WHAT THE TASK REQUIRES
Tally the lines below that contain the word "components", and give only that number.

— begin —

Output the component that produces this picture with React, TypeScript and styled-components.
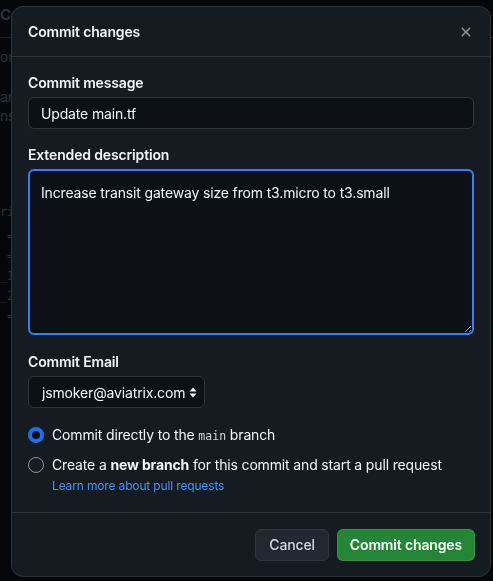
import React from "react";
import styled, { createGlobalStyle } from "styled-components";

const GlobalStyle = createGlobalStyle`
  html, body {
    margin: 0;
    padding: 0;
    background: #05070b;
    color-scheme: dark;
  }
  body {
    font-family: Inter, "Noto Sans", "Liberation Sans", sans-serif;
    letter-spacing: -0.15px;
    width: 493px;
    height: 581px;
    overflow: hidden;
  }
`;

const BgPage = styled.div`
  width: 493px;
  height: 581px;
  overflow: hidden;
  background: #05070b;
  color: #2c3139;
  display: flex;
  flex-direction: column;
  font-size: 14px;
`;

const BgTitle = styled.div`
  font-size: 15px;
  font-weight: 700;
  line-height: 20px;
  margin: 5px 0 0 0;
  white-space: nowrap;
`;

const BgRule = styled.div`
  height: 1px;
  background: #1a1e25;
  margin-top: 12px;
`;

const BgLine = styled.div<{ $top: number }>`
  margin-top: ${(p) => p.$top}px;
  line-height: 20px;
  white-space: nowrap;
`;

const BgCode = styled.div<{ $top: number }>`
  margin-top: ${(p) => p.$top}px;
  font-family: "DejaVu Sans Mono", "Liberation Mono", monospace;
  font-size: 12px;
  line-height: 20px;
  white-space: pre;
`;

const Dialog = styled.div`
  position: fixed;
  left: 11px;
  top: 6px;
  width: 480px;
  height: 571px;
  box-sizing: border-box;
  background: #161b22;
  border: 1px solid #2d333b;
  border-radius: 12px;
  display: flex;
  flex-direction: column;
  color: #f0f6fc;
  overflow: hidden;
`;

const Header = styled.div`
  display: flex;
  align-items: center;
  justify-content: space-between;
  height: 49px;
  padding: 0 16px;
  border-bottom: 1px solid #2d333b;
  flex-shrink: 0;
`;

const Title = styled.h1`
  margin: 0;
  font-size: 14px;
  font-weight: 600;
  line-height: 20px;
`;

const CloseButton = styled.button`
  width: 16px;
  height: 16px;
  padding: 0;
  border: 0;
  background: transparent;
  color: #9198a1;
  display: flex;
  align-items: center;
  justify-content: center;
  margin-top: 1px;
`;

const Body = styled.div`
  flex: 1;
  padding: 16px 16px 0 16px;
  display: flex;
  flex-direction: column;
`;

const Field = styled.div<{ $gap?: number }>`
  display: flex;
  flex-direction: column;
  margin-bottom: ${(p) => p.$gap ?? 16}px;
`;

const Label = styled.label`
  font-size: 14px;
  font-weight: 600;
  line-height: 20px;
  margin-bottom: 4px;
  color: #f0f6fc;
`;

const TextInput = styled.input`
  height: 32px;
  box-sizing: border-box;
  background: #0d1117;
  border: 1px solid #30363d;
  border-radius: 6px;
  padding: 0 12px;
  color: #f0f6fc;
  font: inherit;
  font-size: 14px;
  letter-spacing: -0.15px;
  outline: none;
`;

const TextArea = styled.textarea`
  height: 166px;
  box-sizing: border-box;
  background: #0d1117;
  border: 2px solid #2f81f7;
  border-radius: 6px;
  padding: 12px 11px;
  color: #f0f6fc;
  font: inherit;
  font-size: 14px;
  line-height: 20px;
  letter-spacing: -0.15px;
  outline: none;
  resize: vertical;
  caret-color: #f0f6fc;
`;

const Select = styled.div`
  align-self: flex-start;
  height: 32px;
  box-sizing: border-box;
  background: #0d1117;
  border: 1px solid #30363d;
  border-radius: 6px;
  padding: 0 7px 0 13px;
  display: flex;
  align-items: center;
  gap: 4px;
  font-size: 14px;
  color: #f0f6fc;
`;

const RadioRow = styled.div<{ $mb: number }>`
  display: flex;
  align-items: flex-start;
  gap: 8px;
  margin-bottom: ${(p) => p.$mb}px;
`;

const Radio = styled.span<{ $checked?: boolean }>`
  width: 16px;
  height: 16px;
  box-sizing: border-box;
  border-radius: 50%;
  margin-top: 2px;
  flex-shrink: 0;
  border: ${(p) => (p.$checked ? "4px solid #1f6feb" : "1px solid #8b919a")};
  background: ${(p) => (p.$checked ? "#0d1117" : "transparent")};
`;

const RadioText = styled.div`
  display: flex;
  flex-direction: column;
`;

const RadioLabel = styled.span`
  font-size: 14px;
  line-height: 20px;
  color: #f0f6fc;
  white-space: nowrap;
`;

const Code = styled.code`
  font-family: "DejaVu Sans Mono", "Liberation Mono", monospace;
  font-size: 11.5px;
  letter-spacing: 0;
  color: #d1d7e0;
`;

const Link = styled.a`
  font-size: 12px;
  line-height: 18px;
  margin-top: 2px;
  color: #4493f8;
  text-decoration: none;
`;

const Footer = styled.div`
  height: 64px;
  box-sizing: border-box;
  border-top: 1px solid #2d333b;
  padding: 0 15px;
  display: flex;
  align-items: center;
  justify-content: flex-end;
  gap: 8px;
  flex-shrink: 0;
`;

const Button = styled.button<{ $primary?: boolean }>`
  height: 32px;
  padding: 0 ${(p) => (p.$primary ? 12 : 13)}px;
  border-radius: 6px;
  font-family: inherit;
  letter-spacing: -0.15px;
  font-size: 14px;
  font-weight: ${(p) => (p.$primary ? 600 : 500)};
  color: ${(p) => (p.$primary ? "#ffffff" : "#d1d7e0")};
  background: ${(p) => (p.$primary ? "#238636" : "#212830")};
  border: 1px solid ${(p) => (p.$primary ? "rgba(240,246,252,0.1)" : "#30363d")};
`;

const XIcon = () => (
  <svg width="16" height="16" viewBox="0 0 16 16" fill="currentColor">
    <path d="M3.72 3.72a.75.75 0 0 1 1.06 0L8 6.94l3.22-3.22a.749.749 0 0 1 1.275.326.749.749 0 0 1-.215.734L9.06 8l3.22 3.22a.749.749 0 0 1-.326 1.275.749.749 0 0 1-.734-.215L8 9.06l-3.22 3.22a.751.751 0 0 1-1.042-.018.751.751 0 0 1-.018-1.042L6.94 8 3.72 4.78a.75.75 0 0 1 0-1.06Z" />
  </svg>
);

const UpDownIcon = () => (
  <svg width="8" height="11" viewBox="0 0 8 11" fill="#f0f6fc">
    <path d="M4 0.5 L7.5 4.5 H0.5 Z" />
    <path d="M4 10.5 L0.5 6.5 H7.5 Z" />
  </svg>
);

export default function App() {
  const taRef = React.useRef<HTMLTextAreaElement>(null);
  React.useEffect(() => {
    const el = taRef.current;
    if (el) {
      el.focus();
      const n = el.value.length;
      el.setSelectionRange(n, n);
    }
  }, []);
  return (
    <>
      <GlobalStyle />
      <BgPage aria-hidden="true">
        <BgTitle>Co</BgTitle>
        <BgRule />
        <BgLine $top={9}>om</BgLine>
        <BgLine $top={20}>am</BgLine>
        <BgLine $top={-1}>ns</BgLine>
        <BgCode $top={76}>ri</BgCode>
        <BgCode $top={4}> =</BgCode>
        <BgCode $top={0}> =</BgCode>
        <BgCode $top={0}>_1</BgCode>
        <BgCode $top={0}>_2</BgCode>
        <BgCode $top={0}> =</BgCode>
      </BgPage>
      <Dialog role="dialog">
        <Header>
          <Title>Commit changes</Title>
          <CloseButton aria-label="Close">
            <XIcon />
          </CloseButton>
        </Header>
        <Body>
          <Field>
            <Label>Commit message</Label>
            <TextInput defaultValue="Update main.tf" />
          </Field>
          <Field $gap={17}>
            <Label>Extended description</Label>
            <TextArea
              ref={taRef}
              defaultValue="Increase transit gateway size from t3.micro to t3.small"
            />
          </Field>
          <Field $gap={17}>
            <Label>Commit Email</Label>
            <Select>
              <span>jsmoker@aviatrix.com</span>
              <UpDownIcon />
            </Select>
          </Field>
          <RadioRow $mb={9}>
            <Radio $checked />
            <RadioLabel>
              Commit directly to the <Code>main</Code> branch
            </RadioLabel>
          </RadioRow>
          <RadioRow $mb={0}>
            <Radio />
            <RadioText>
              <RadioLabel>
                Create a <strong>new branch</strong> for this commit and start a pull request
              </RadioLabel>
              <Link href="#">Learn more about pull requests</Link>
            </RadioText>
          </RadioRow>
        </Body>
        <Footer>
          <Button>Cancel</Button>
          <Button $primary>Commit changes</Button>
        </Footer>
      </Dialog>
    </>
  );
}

— end —

COMPLETE OUTPUT
2